How does God forgive sin?
The short answer
God forgives sin freely and completely through the mercy he won for us in Jesus Christ. He doesn't simply overlook sin from a distance; he reaches into it, heals it, and restores the relationship — ordinarily inviting us to receive that forgiveness through repentance and, for the baptized, the Sacrament of Reconciliation. His mercy is always offered first; our part is to open our hands and receive it.
Full explanation
It can sound strange to ask "how" God forgives, as if forgiveness were a mechanical process. But the question is a good one, because Christian forgiveness is not God pretending the sin never happened. It's something far deeper and more honest. God forgives by actually dealing with the sin — naming it, absorbing its cost in the cross of Christ, and then washing it away rather than merely ignoring it. Mercy doesn't mean the truth doesn't matter; it means the truth has been faced and love has won anyway.
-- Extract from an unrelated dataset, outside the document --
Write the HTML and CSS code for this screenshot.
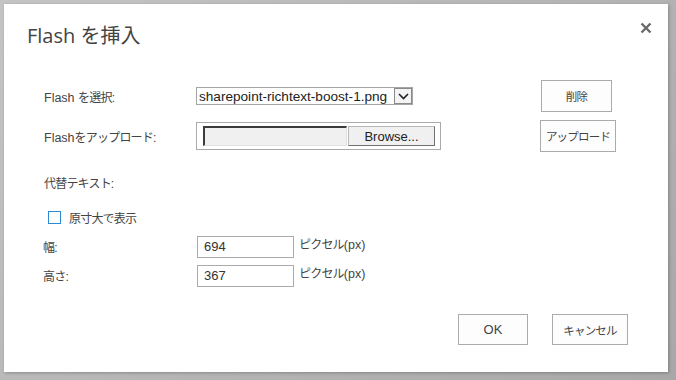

Here's a way to picture it. Imagine breaking something precious in someone's home. A shallow "forgiveness" would be the host saying "don't worry about it" while quietly resenting you forever. Real forgiveness is the host who genuinely lets the loss go, repairs the broken thing at their own expense, and welcomes you back to the table as though the bond between you were brand new. That second kind is what God does — except the thing he repairs is us, and the cost he absorbs is borne by Christ.
Crucially, God does not forgive us over our heads, as if we were objects being processed. He forgives in a way that respects our freedom. That's why repentance matters: not because God needs to be talked into mercy, but because forgiveness is a relationship being mended, and a relationship can only be mended when both sides actually turn toward each other. When we acknowledge the sin and turn back, we're not earning forgiveness — we're finally opening the door to a mercy that was already standing outside, knocking.
For the baptized, the Church teaches that Christ gave a specific, tangible place to encounter this mercy: the Sacrament of Reconciliation, also called Confession. On the night of his resurrection, Jesus breathed on the apostles and entrusted them with the ministry of forgiving sins. So when a Catholic confesses and hears the words of absolution, they're not hearing a mere human opinion — they're receiving Christ's own forgiveness through the Church, with the assurance of actually hearing it spoken out loud. For grave sin this sacrament is the ordinary path; for the countless smaller failings of daily life, God's mercy also flows through prayer, contrition, the Eucharist, and acts of love.
What never changes is the direction of the whole thing: God is always the first to move. He does not wait for us to become worthy; he makes us worthy. Forgiveness is not a reward we extract from a reluctant judge but a gift poured out by a Father who has been longing for our return the entire time.
Why this matters
How we think God forgives shapes how we live with him. If we imagine a grudging God who forgives but keeps a ledger, we'll stay anxious and distant. If we understand that he forgives fully — that he doesn't just tolerate us but restores us — then we can come back again and again without despair, and we can begin forgiving others the same way. The quality of God's mercy toward us becomes the pattern for the mercy we extend.
Myth Common misunderstanding
A frequent misunderstanding is that we have to feel fully forgiven for forgiveness to be real, or that lingering guilt means God hasn't let go. But God's forgiveness is an objective act of his mercy, not a measurement of our emotions. The feelings often lag behind the reality. A debt can be truly cancelled even on a day you still feel its weight; the cancellation is real because the One who cancelled it is faithful, not because your mood has caught up.
Scripture connections
- John 20:21-23 — the risen Jesus entrusts the apostles with the ministry of forgiving sins, the foundation of sacramental absolution.
- Luke 5:20-24 — Jesus forgives the paralyzed man's sins and then heals him, showing his authority to forgive is divine.
- 1 John 1:9 — promises that if we confess our sins, God is faithful and just to forgive and cleanse us.
- Psalms 51:1-2 — the great prayer of repentance, asking God to wash away iniquity, a model of turning back to mercy.
Church teaching references
Reflect
Is there a sin you've confessed but still secretly carry — and what would change if you trusted that God has already, fully, let it go?